Electronics and Technology Uses
In electronics, graphene-enhanced coatings may be studied for heat spreading, flexible conductive layers, sensors, corrosion control, and protective barriers. These uses are more technical than consumer paint protection because the coating may need to meet electrical, optical, mechanical, and thermal requirements at the same time.
The National Graphene Institute is one example of how graphene research is moving from material science toward real applications. That matters because coating claims should be judged by application, not by the material name alone. A coating for a circuit board, a ship part, and a car hood may all use graphene, but they are not solving the same problem.

Construction, Marine, and Industrial Uses
Industrial surfaces face salt, humidity, UV exposure, temperature cycling, vibration, chemicals, and abrasion. Graphene-enhanced anti-corrosion coatings are interesting because small flakes dispersed through a coating can slow the movement of oxygen and water toward metal.
The caution is that graphene must be part of a complete coating system. If a coating has pinholes, poor adhesion, or damaged edges, corrosion can still begin at weak points. A strong industrial system may need primer, resin, corrosion inhibitors, surface preparation, thickness control, and inspection, not only graphene.

Graphene Coating vs Ceramic Coating
Ceramic coatings are usually silicon dioxide or related inorganic protective systems used widely in automotive detailing. Graphene coatings are newer and often use graphene oxide or graphene nanoplatelets blended into a coating base. In many consumer products, the real difference may be formulation quality rather than the label.
A well-made ceramic coating can outperform a weak graphene coating. A well-made graphene-enhanced coating can outperform a cheap ceramic coating. Surface preparation, installer skill, curing, maintenance, and verified testing should carry more weight than the material buzzword.
How to Evaluate a Graphene Coating Product
- What type of graphene material is used?
- How much graphene is in the formula?
- Is the coating tested on the same substrate you will use?
- Does the seller provide abrasion, chemical resistance, UV, humidity, or salt exposure data?
- How long is the claimed durability, and under what maintenance conditions?
- Does the coating require professional preparation, curing, or controlled humidity?
- Can the coating be repaired or removed if it fails?
For consumer car products, be skeptical of phrases such as “permanent,” “bulletproof,” or “never wash again.” For industrial products, ask for standards-based testing and field references. A coating that works on polished lab samples may behave differently on welded, rough, contaminated, or flexing real-world surfaces.
Application and Maintenance Matter
A strong coating can fail early if the surface is prepared poorly. Dirt, old wax, oil, oxidation, salt, moisture, or polishing residue can prevent good bonding. For vehicles, the usual process is washing, decontamination, polishing if needed, careful wipe-down, controlled application, and proper curing time. For industrial use, surface preparation may include blasting, priming, thickness checks, and inspection.
Maintenance also affects durability. A graphene coating may make cleaning easier, but harsh cleaners, abrasive pads, poor wash technique, and ignored contamination can still shorten its life. The best question is not “How long does graphene last?” It is “How long does this exact coating last on this exact surface with this exact maintenance routine?”

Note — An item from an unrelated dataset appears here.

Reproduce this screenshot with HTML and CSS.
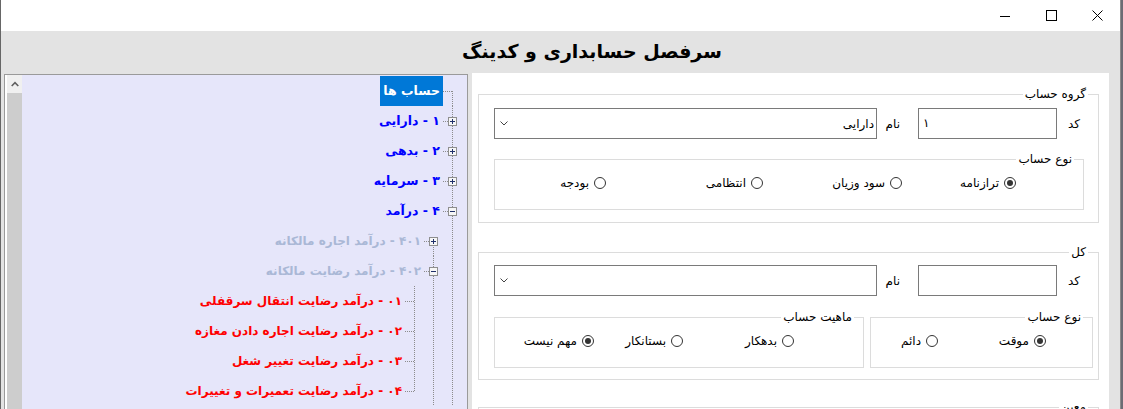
FILE: index.html
```html
<!DOCTYPE html>
<html lang="fa">
<head>
<meta charset="utf-8">
<title>سرفصل حسابداری و کدینگ</title>
<link rel="stylesheet" href="styles.css">
</head>
<body>
<div class="window">
  <div class="titlebar">
    <div class="tb-btn"><svg width="10" height="10" viewBox="0 0 10 10"><path d="M0 5.5h10" stroke="#000" stroke-width="1" fill="none"/></svg></div>
    <div class="tb-btn"><svg width="11" height="11" viewBox="0 0 11 11"><rect x="0.5" y="0.5" width="10" height="10" stroke="#000" stroke-width="1" fill="none"/></svg></div>
    <div class="tb-btn"><svg width="11" height="11" viewBox="0 0 11 11"><path d="M0.5 0.5L10.5 10.5M10.5 0.5L0.5 10.5" stroke="#000" stroke-width="1" fill="none"/></svg></div>
  </div>
  <div class="client">
    <h1 class="heading">سرفصل حسابداری و کدینگ</h1>
    <div class="panes">
      <div class="tree">
        <div class="vscroll">
          <div class="vs-up"><svg width="8" height="6" viewBox="0 0 8 6"><path d="M0.7 5L4 1.6L7.3 5" stroke="#606060" stroke-width="1.6" fill="none"/></svg></div>
          <div class="vs-thumb"></div>
        </div>
        <div class="tree-body">
          <div class="node">
            <span class="cell ln-root"></span>
            <span class="label root">حساب ها</span>
          </div>
          <div class="node">
            <span class="cell ln-vh"><svg class="exp" width="9" height="9" viewBox="0 0 9 9"><rect x="0.5" y="0.5" width="8" height="8" fill="#f6f6f6" stroke="#8e8e8e"/><path d="M2 4.5h5M4.5 2v5" stroke="#1f2f6a"/></svg></span>
            <span class="label blue">۱ - دارایی</span>
          </div>
          <div class="node">
            <span class="cell ln-vh"><svg class="exp" width="9" height="9" viewBox="0 0 9 9"><rect x="0.5" y="0.5" width="8" height="8" fill="#f6f6f6" stroke="#8e8e8e"/><path d="M2 4.5h5M4.5 2v5" stroke="#1f2f6a"/></svg></span>
            <span class="label blue">۲ - بدهی</span>
          </div>
          <div class="node">
            <span class="cell ln-vh"><svg class="exp" width="9" height="9" viewBox="0 0 9 9"><rect x="0.5" y="0.5" width="8" height="8" fill="#f6f6f6" stroke="#8e8e8e"/><path d="M2 4.5h5M4.5 2v5" stroke="#1f2f6a"/></svg></span>
            <span class="label blue">۳ - سرمایه</span>
          </div>
          <div class="node">
            <span class="cell ln-vh"><svg class="exp" width="9" height="9" viewBox="0 0 9 9"><rect x="0.5" y="0.5" width="8" height="8" fill="#f6f6f6" stroke="#8e8e8e"/><path d="M2 4.5h5" stroke="#1f2f6a"/></svg></span>
            <span class="label blue">۴ - درآمد</span>
          </div>
          <div class="node">
            <span class="cell ln-v"></span>
            <span class="cell ln-dh"><svg class="exp" width="9" height="9" viewBox="0 0 9 9"><rect x="0.5" y="0.5" width="8" height="8" fill="#f6f6f6" stroke="#8e8e8e"/><path d="M2 4.5h5M4.5 2v5" stroke="#1f2f6a"/></svg></span>
            <span class="label pale">۴۰۱ - درآمد اجاره مالکانه</span>
          </div>
          <div class="node">
            <span class="cell ln-v"></span>
            <span class="cell ln-vh"><svg class="exp" width="9" height="9" viewBox="0 0 9 9"><rect x="0.5" y="0.5" width="8" height="8" fill="#f6f6f6" stroke="#8e8e8e"/><path d="M2 4.5h5" stroke="#1f2f6a"/></svg></span>
            <span class="label pale">۴۰۲ - درآمد رضایت مالکانه</span>
          </div>
          <div class="node">
            <span class="cell ln-v"></span>
            <span class="cell ln-v"></span>
            <span class="cell ln-vh"></span>
            <span class="label red">۰۱ - درآمد رضایت انتقال سرقفلی</span>
          </div>
          <div class="node">
            <span class="cell ln-v"></span>
            <span class="cell ln-v"></span>
            <span class="cell ln-vh"></span>
            <span class="label red">۰۲ - درآمد رضایت اجاره دادن مغازه</span>
          </div>
          <div class="node">
            <span class="cell ln-v"></span>
            <span class="cell ln-v"></span>
            <span class="cell ln-vh"></span>
            <span class="label red">۰۳ - درآمد رضایت تغییر شغل</span>
          </div>
          <div class="node">
            <span class="cell ln-v"></span>
            <span class="cell ln-v"></span>
            <span class="cell ln-uh"></span>
            <span class="label red">۰۴ - درآمد رضایت تعمیرات و تغییرات</span>
          </div>
        </div>
      </div>

      <div class="form">
        <fieldset class="group outer g1">
          <legend>گروه حساب</legend>
          <div class="gb-body">
            <div class="field-row">
              <span class="lbl lbl-code">کد</span>
              <div class="textbox">۱</div>
              <span class="lbl lbl-name">نام</span>
              <div class="combo"><span class="combo-text">دارایی</span><svg width="8" height="5" viewBox="0 0 8 5"><path d="M0.5 0.5L4 4L7.5 0.5" stroke="#444" stroke-width="1" fill="none"/></svg></div>
            </div>
            <fieldset class="group sub sub-g1">
              <legend>نوع حساب</legend>
              <div class="sub-body">
                <div class="radios r-g1">
                  <span class="radio on"><i class="circle"></i>ترازنامه</span>
                  <span class="radio"><i class="circle"></i>سود وزیان</span>
                  <span class="radio"><i class="circle"></i>انتظامی</span>
                  <span class="radio"><i class="circle"></i>بودجه</span>
                </div>
              </div>
            </fieldset>
          </div>
        </fieldset>

        <fieldset class="group outer g2">
          <legend>کل</legend>
          <div class="gb-body">
            <div class="field-row">
              <span class="lbl lbl-code">کد</span>
              <div class="textbox"></div>
              <span class="lbl lbl-name">نام</span>
              <div class="combo"><span class="combo-text"></span><svg width="8" height="5" viewBox="0 0 8 5"><path d="M0.5 0.5L4 4L7.5 0.5" stroke="#444" stroke-width="1" fill="none"/></svg></div>
            </div>
            <div class="sub-row">
              <fieldset class="group sub sub-type">
                <legend>نوع حساب</legend>
                <div class="sub-body">
                  <div class="radios r-type">
                    <span class="radio on"><i class="circle"></i>موقت</span>
                    <span class="radio"><i class="circle"></i>دائم</span>
                  </div>
                </div>
              </fieldset>
              <fieldset class="group sub sub-nature">
                <legend>ماهیت حساب</legend>
                <div class="sub-body">
                  <div class="radios r-nature">
                    <span class="radio"><i class="circle"></i>بدهکار</span>
                    <span class="radio"><i class="circle"></i>بستانکار</span>
                    <span class="radio on"><i class="circle"></i>مهم نیست</span>
                  </div>
                </div>
              </fieldset>
            </div>
          </div>
        </fieldset>

        <fieldset class="group outer g3">
          <legend>معین</legend>
          <div class="gb-body"></div>
        </fieldset>
      </div>
    </div>
  </div>
</div>
</body>
</html>
```

FILE: styles.css
```css
* { box-sizing: border-box; }
html, body { margin: 0; height: 100%; }
body {
  background: #6c6c74;
  font-family: "DejaVu Sans", sans-serif;
  overflow: hidden;
}
.window {
  width: 1121px;
  height: 409px;
  display: flex;
  flex-direction: column;
  border-left: 1px solid #666;
  border-right: 1px solid #8c8c8c;
  background: #e3e3e3;
  overflow: hidden;
}
.titlebar {
  height: 31px;
  flex: none;
  background: #fff;
  display: flex;
  justify-content: flex-end;
}
.tb-btn {
  width: 46px;
  display: flex;
  align-items: center;
  justify-content: center;
}
.client {
  flex: 1;
  min-height: 0;
  display: flex;
  flex-direction: column;
  padding-left: 3px;
}
.heading {
  margin: 0;
  flex: none;
  height: 42px;
  line-height: 40px;
  font-size: 19px;
  font-weight: bold;
  text-align: center;
  padding-left: 60px;
  direction: rtl;
  color: #000;
}
.panes {
  flex: 1;
  min-height: 0;
  display: flex;
  gap: 4px;
}

/* tree */
.tree {
  width: 464px;
  flex: none;
  margin-top: 1px;
  border: 1px solid #9a9a9a;
  border-bottom: none;
  display: flex;
  background: #e6e6fa;
}
.vscroll {
  width: 17px;
  flex: none;
  background: #fff;
  padding-left: 2px;
  display: flex;
  flex-direction: column;
}
.vs-up {
  height: 18px;
  flex: none;
  background: #f0f0f0;
  display: flex;
  align-items: center;
  justify-content: center;
}
.vs-thumb { flex: 1; background: #cdcdcd; }
.tree-body {
  flex: 1;
  direction: rtl;
  padding: 1px 5px 0 0;
  overflow: hidden;
}
.node {
  display: flex;
  height: 30px;
  align-items: center;
}
.cell {
  --dv: repeating-linear-gradient(to bottom, #8c8c8c 0 1px, transparent 1px 2px);
  --dh: repeating-linear-gradient(to right, #8c8c8c 0 1px, transparent 1px 2px);
  width: 19px;
  height: 30px;
  flex: none;
  display: flex;
  align-items: center;
  justify-content: center;
  background-repeat: no-repeat;
}
.exp { display: block; }
.ln-v { background-image: var(--dv); background-position: 9px 0; background-size: 1px 100%; }
.ln-vh {
  background-image: var(--dv), var(--dh);
  background-position: 9px 0, 0 15px;
  background-size: 1px 100%, 9px 1px;
}
.ln-root, .ln-dh {
  background-image: var(--dv), var(--dh);
  background-position: 9px 15px, 0 15px;
  background-size: 1px 15px, 9px 1px;
}
.ln-uh {
  background-image: var(--dv), var(--dh);
  background-position: 9px 0, 0 15px;
  background-size: 1px 16px, 9px 1px;
}
.label {
  padding: 0 3px;
  height: 30px;
  line-height: 30px;
  font-size: 12px;
  font-weight: bold;
  white-space: nowrap;
}
.label.root { background: #0078d7; color: #fff; font-size: 12.5px; }
.label.blue { color: #0000ff; font-size: 12.5px; }
.label.pale { color: #aab8d6; }
.label.red { color: #ff0000; }

/* form */
.form {
  width: 637px;
  flex: none;
  background: #fff;
  direction: rtl;
  font-size: 12px;
  color: #000;
  overflow: hidden;
}
.group {
  margin: 0;
  padding: 0;
  min-width: 0;
  border: 1px solid #dcdcdc;
}
.group > legend {
  padding: 0 2px;
  margin-right: 9px;
  height: 15px;
  line-height: 15px;
  font-size: 12px;
  white-space: nowrap;
}
.outer { margin: 14px 10px 0 6px; }
.outer > legend { margin-right: 10px; }
.g2 { margin-top: 22px; }
.g3 { margin-top: 20px; height: 60px; }
.gb-body { padding: 6px 5px 12px 15px; }
.g2 .gb-body { padding-top: 5px; padding-bottom: 11px; }
.field-row {
  display: flex;
  align-items: center;
  height: 31px;
  padding-right: 13px;
}
.lbl { flex: none; white-space: nowrap; }
.lbl-code { width: 23px; }
.lbl-name { width: 41px; padding-right: 18px; }
.textbox {
  width: 139px;
  height: 31px;
  flex: none;
  border: 1px solid #7a7a7a;
  background: #fff;
  direction: ltr;
  text-align: left;
  padding-left: 4px;
  line-height: 29px;
}
.combo {
  width: 383px;
  height: 31px;
  flex: none;
  border: 1px solid #7a7a7a;
  display: flex;
  align-items: center;
  justify-content: space-between;
  padding: 0 2px 0 5px;
}
.combo svg { display: block; }
.sub-g1 { margin: 13px 9px 0 0; }
.sub-row {
  display: flex;
  gap: 6px;
  margin-top: 14px;
}
.sub-type { width: 223px; flex: none; }
.sub-nature { flex: 1; }
.sub-body { padding: 8px 0 18px 0; }
.radios {
  display: grid;
  grid-auto-flow: column;
  height: 16px;
  align-items: center;
}
.r-g1 { grid-template-columns: 114px 139px 157px 1fr; padding-right: 67px; }
.r-type { grid-template-columns: 108px 1fr; padding-right: 46px; }
.r-nature { grid-template-columns: 111px 89px 1fr; padding-right: 69px; }
.radio {
  display: flex;
  align-items: center;
  gap: 5px;
  white-space: nowrap;
}
.circle {
  width: 12px;
  height: 12px;
  flex: none;
  border: 1px solid #333;
  border-radius: 50%;
  display: flex;
  align-items: center;
  justify-content: center;
}
.radio.on .circle::after {
  content: "";
  width: 6px;
  height: 6px;
  border-radius: 50%;
  background: #333;
}
```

Test the Coating Claim Before Trusting the Label
A product can use the word graphene without behaving like a miracle surface. The useful question is what the coating does better in the real use case: durability, slickness, chemical resistance, UV behavior, heat handling, or easier cleaning.
- Surface prep: a good coating can fail on a poorly cleaned or damaged surface.
- Durability claim: check whether the time estimate assumes ideal maintenance.
- Comparison claim: ask whether it is being compared with ceramic coating, wax, sealant, or no coating.
- Use-case fit: cars, electronics, marine surfaces, and industrial parts need different evidence.
This is educational materials and product context, not professional detailing, engineering, warranty, safety, or purchasing advice.
- If the claim mentions future computing, separate it from quantum computing hype.
Bottom Line
Graphene coating is a real and promising technology, especially for barrier protection, corrosion control, electronics, packaging, and high-performance surfaces. Its strengths come from graphene’s thinness, strength, impermeability, and ability to reinforce other coating systems.
The best way to understand graphene coating is to treat it as an engineered system, not a miracle layer. Look for test data, substrate-specific performance, realistic durability, and honest limits. When graphene is formulated well, it can improve coating performance. When it is added only for marketing, the word graphene does not guarantee protection.
Before Trusting a Graphene Coating Claim
A graphene coating should be judged by what it actually protects against: scratches, corrosion, heat, UV exposure, water, chemicals, or general wear. A vague promise of “nano protection” is weaker than a clear explanation of surface type, coating thickness, test conditions, and maintenance needs.
If you are new to the material itself, start with what graphene is and why it matters. For the larger materials context, read element engineering. Some graphene claims also appear around energy storage, where solid-state batteries are a useful reminder that a promising material still needs practical manufacturing proof.
Product note: this is general information, not a product endorsement. For industrial, vehicle, home, or electronics use, check manufacturer data sheets, surface compatibility, curing instructions, and safety guidance before applying any coating.
Graphene Coating Claims Need Context
A graphene coating should be judged by the job it is supposed to do: gloss, hydrophobic behavior, chemical resistance, easier cleaning, or longer protection. The material name alone does not prove performance. That is why the broader graphene explainer matters before comparing labels, price, and durability claims.
Coatings also sit inside the wider advanced-materials story. The useful question is not whether a product says graphene, ceramic, nano, or hybrid. It is whether the formulation, preparation, surface fit, and maintenance match the use case. The same practical skepticism applies to element engineering and other future materials.